Growing up in London and venturing onto the London underground
system, I was always anxious about the need to change lines to get to my
required destination. Was I aiming to head north or south, east or west, and
what was I to do when the tannoy announced “all
change please, all change”?
From the outside, moving up to a senior boys’ boarding house
at Bryanston might seem a little like this. While a sense of anticipation, even
some concern, is perfectly understandable, it is important to remember that it
is not “all change” by any means. The
grounding of a year in a junior house is already in the bag, so pupils know
where to go when asked to meet in Main Hall, or realise that having an assignment
in Dorchester is basically working on prep in the maths subject room rather
than working on some undercover operation in Dorset’s county town.
Similarly, as Year 9 boys transform into Year 10s when they arrive
in their second September at Bryanston, they have the immense comfort of
returning to the guidance of their existing tutor. While the new academic year
represents a clean slate, a tutor will knowingly ask about the summer break in
Cornwall perhaps, or a particular theme from the previous term’s reports, and
then of course, how their charge is settling into their new senior boarding house.
The continuity provided by the Bryanston tutor system is one of the key elements
that eases what might otherwise be a more fundamental transition.

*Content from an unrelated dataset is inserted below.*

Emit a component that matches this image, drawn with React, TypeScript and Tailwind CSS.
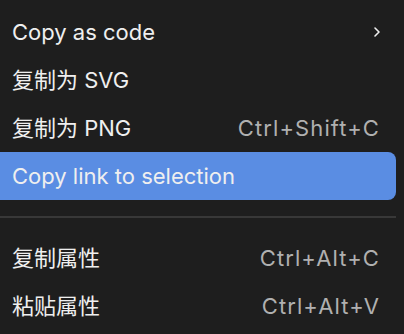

The move has also been smoothed by the hard work undertaken in
the summer of Year 9. The process starts with a senior housemaster receiving a
confidential list in their common room pigeon hole; it is like Christmas,
except we have no real idea at that point who is coming our way. There follows
a rapid round of enquiries about this list of names, where we know there is no
randomness or partiality at all – the list has been carefully crafted to meld
together a group who will live under the same roof for the next four years of
their school life. The boys themselves have suggested who they’d like to be
with, the junior housemasters have balanced this against the need to share
talent around the five senior boys’ houses and an honest assessment of what is
best for each boy, and the alchemy is completed by a dash of careful social
engineering. The senior housemasters then receive a ‘dossier’ on each new boy
coming their way. All in all, it equates to the planning we might all make
before embarking on a tube journey across a capital city.
I (and the other senior housemasters) then meet our new
boys, inviting them to visit their new boarding house for a quick look around; in
the following weeks there is also an overnight camp by the river, team-building,
story-telling, a group BBQ perhaps, and a ‘graduation day’ when I also get to meet
the new parents. Finally, before the summer holiday begins, the dorm combinations
for September are arranged, i.e. the boys know who they’ll be in a room with in
the first term of the next academic year, avoiding the peril of a tenterhooks
return to school in September.
Once in the senior house, like all tube journeys, there is
not one route that fits all, so the journey to the Leavers’ Ball at the end of
Year 13 can take various detours with stops along the way, and the route each
pupil decides to take is pretty unique to them. Some will take the Circle Line
all the way from South Kensington to King’s Cross, while others will opt for
the Piccadilly, Central or Victoria line, and that’s because a pupil will have
different skills or preferences. It matters not because they all reach their final
destination in the end and with their personal confidence pretty well complete.
Some might take the circuitous route for a while, or pass through many more
stops along the way. Some may even go south on the Bakerloo when they should go
north; but between the housemaster, tutors and teachers, we will nudge them in
order to get them going back in the right direction towards Baker Street.
During four years of travel, there is plenty of guidance
offered so that any pupil should know what’s coming up and when they need to
react. “The next station is Paddington. Change
here for the Bakerloo line and National Rail services”. And then there is
my own personal favourite – ‘Mind the gap’. Nobody aims to put a foot wrong,
but it does occasionally happen, even if the warnings have been made clear.
Unlike the junior houses, the adolescence card is in play rather more, and this
is part of growing up – but we are on hand to avoid the ‘gaps’ or to pull the
emergency handle as required.
Finally, unlike at some schools, the senior house does not
alone define an individual at Bryanston, rather it is what they achieve in the
milieu of the whole school which does. Yes, the friends and experiences they
have in their house are deeply personal and unique to the surroundings, but,
like each and every tube carriage, they will spend so much time with other
people, each with their own individual personalities, that it is the journey
through school as a whole which has the greatest resonance.
So, for those of you reading this who are curious or even a
little uncertain about Bryanston’s transition of house for boys between Years 9
and 10, it is far less a matter of ‘all change’ than might seem. More like a
little change, at the right time, at the right station, and onto the right line
with plenty of comforting continuity.